Companies struggle with software development because software development is hard.
Large organizations have a tough time maintaining the safety of their networks because cybersecurity is an inherently difficult task to figure out.
Development teams falter in implementing DevOps strategies because the concept is difficult to handle without years of experience.
The uncertainty around complex ideas in software development is inherently difficult but the rewards associated with overcoming the unknown can be great.
One of the benefits derived from dealing with uncertainty is it naturally causes companies to admit it’s unclear on how to deal with something. The act of acknowledging uncertainty in any activity kicks off a domino effect that inevitably leads to reflection.
Posing the question “Are we doing this correctly?” naturally leads to the analysis of the process. And more often than not, you’re going to find that the act of asking the question itself is all the evidence needed to provide the answer that things could in fact be better.
One option to dealing uncertainty is to tackle the challenge head on, similar to how streaming content provider Netflix approached the situation.
Netflix handled the uncertainty of faults in the system by creating a tool that would purposefully create an environment of chaos for it’s developers. The Netflix-created tool, named Chaos Monkey, operates in all their systems' environments, causing chaos by randomly shutting down server instances and triggering errors, thus forcing developers to anticipate outages as they constantly work with unreliable services.

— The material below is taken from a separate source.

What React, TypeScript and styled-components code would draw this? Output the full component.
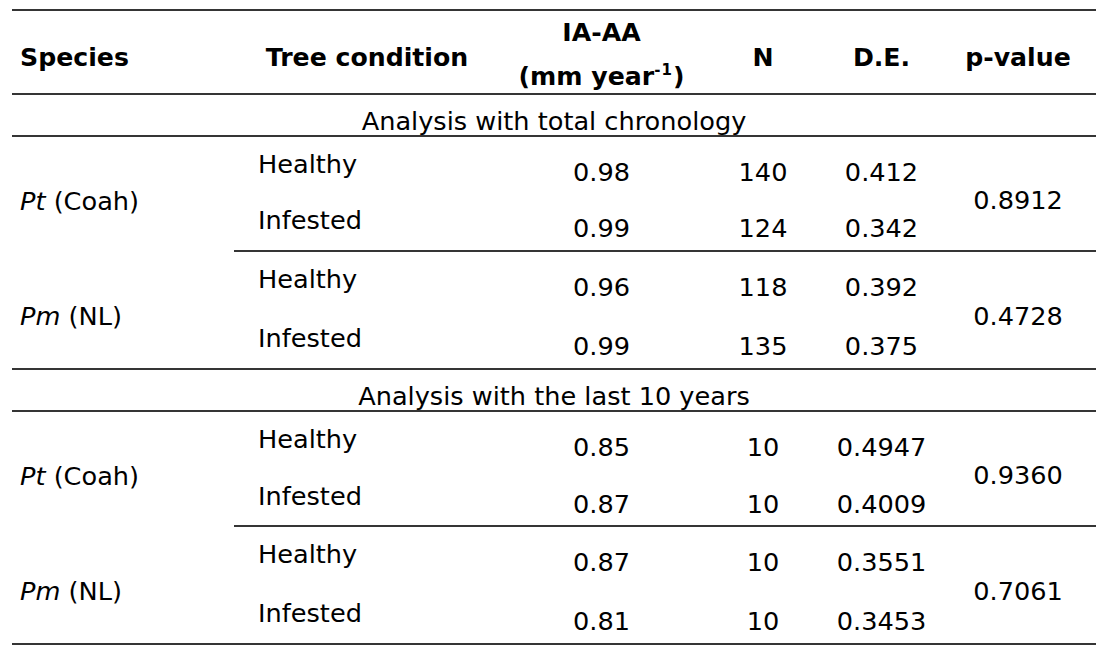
import React from 'react';
import styled, { createGlobalStyle } from 'styled-components';

const RULE = '2px solid #353535';

const GlobalStyle = createGlobalStyle`
  html, body {
    margin: 0;
    background: #ffffff;
  }
  body {
    font-family: "DejaVu Sans", Verdana, sans-serif;
    color: #000000;
  }
`;

const Page = styled.div`
  padding: 9px 20px 0 12px;
`;

const Table = styled.table`
  width: 1084px;
  table-layout: fixed;
  border-collapse: separate;
  border-spacing: 0;
  border-top: ${RULE};
  font-size: 25.6px;
`;

const HeadCell = styled.th<{ $align?: 'left' | 'center' }>`
  height: 82px;
  padding: 0 0 0 ${p => (p.$align === 'left' ? 8 : 0)}px;
  vertical-align: top;
  text-align: ${p => p.$align || 'center'};
  font-weight: bold;
  font-size: 25.2px;
  border-bottom: ${RULE};
`;

const HeadText = styled.div<{ $top: number }>`
  height: 82px;
  box-sizing: border-box;
  padding-top: ${p => p.$top}px;
  line-height: 44px;
  white-space: nowrap;
`;

const Sup = styled.sup`
  font-size: 15px;
  line-height: 0;
  vertical-align: 10px;
  letter-spacing: 1px;
`;

const SectionRow = styled.tr`
  height: 41px;
`;

const SectionCell = styled.td`
  padding: 12px 0 0;
  line-height: 28px;
  text-align: center;
  vertical-align: top;
  border-bottom: ${RULE};
`;

const DataRow = styled.tr<{ $h: number }>`
  height: ${p => p.$h}px;
`;

const SpeciesCell = styled.td<{ $rule: boolean }>`
  padding: 12px 0 0 8px;
  line-height: 28px;
  vertical-align: middle;
  white-space: nowrap;
  border-bottom: ${p => (p.$rule ? RULE : 'none')};
`;

const ConditionCell = styled.td<{ $rule: boolean }>`
  padding: 13px 0 0 24px;
  line-height: 28px;
  vertical-align: top;
  border-bottom: ${p => (p.$rule ? RULE : 'none')};
`;

const ValueCell = styled.td<{ $rule: boolean }>`
  padding: 21px 0 0;
  line-height: 28px;
  text-align: center;
  vertical-align: top;
  border-bottom: ${p => (p.$rule ? RULE : 'none')};
`;

const PCell = styled.td`
  padding: 12px 0 0;
  line-height: 28px;
  text-align: center;
  vertical-align: middle;
  border-bottom: ${RULE};
`;

type Row = { condition: string; ia: string; n: string; de: string };
type Block = { genus: string; place: string; p: string; heights: [number, number]; rows: Row[]; last: boolean };
type Section = { title: string; blocks: Block[] };

const sections: Section[] = [
  {
    title: 'Analysis with total chronology',
    blocks: [
      {
        genus: 'Pt', place: '(Coah)', p: '0.8912', heights: [56, 59], last: false,
        rows: [
          { condition: 'Healthy', ia: '0.98', n: '140', de: '0.412' },
          { condition: 'Infested', ia: '0.99', n: '124', de: '0.342' },
        ],
      },
      {
        genus: 'Pm', place: '(NL)', p: '0.4728', heights: [59, 59], last: true,
        rows: [
          { condition: 'Healthy', ia: '0.96', n: '118', de: '0.392' },
          { condition: 'Infested', ia: '0.99', n: '135', de: '0.375' },
        ],
      },
    ],
  },
  {
    title: 'Analysis with the last 10 years',
    blocks: [
      {
        genus: 'Pt', place: '(Coah)', p: '0.9360', heights: [57, 58], last: false,
        rows: [
          { condition: 'Healthy', ia: '0.85', n: '10', de: '0.4947' },
          { condition: 'Infested', ia: '0.87', n: '10', de: '0.4009' },
        ],
      },
      {
        genus: 'Pm', place: '(NL)', p: '0.7061', heights: [59, 59], last: true,
        rows: [
          { condition: 'Healthy', ia: '0.87', n: '10', de: '0.3551' },
          { condition: 'Infested', ia: '0.81', n: '10', de: '0.3453' },
        ],
      },
    ],
  },
];

const colWidths = [222, 266, 203, 120, 117, 156];

export default function App() {
  return (
    <>
      <GlobalStyle />
      <Page>
        <Table>
          <colgroup>
            {colWidths.map((w, i) => (
              <col key={i} style={{ width: w }} />
            ))}
          </colgroup>
          <thead>
            <tr>
              <HeadCell $align="left"><HeadText $top={25}>Species</HeadText></HeadCell>
              <HeadCell><HeadText $top={25}>Tree condition</HeadText></HeadCell>
              <HeadCell>
                <HeadText $top={0}>
                  IA-AA
                  <br />
                  (mm year<Sup>-1</Sup>)
                </HeadText>
              </HeadCell>
              <HeadCell><HeadText $top={25}>N</HeadText></HeadCell>
              <HeadCell><HeadText $top={25}>D.E.</HeadText></HeadCell>
              <HeadCell><HeadText $top={25}>p-value</HeadText></HeadCell>
            </tr>
          </thead>
          <tbody>
            {sections.map(section => (
              <React.Fragment key={section.title}>
                <SectionRow>
                  <SectionCell colSpan={6}>{section.title}</SectionCell>
                </SectionRow>
                {section.blocks.map(block =>
                  block.rows.map((row, i) => {
                    const rule = i === 1;
                    return (
                      <DataRow key={block.genus + row.condition} $h={block.heights[i]}>
                        {i === 0 && (
                          <SpeciesCell rowSpan={2} $rule={block.last}>
                            <i>{block.genus}</i> {block.place}
                          </SpeciesCell>
                        )}
                        <ConditionCell $rule={rule}>{row.condition}</ConditionCell>
                        <ValueCell $rule={rule}>{row.ia}</ValueCell>
                        <ValueCell $rule={rule}>{row.n}</ValueCell>
                        <ValueCell $rule={rule}>{row.de}</ValueCell>
                        {i === 0 && <PCell rowSpan={2}>{block.p}</PCell>}
                      </DataRow>
                    );
                  })
                )}
              </React.Fragment>
            ))}
          </tbody>
        </Table>
      </Page>
    </>
  );
}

This environment, coupled with Netflix’s adoption of a strict DevOps development protocol, produces a seamless end user experience and provides “developers a unique opportunity to test their software in unexpected failure conditions, but incentivizes them to build fault-tolerant systems to make their day-to-day job as developers less frustrating.”
Another option is to pair with a trusted advisor in your space to handle the situation. Many partnerships formed in uncertain situations have led to successful transitions to the next level. In this case, do some homework, ask a lot of questions, and find a way through the fog.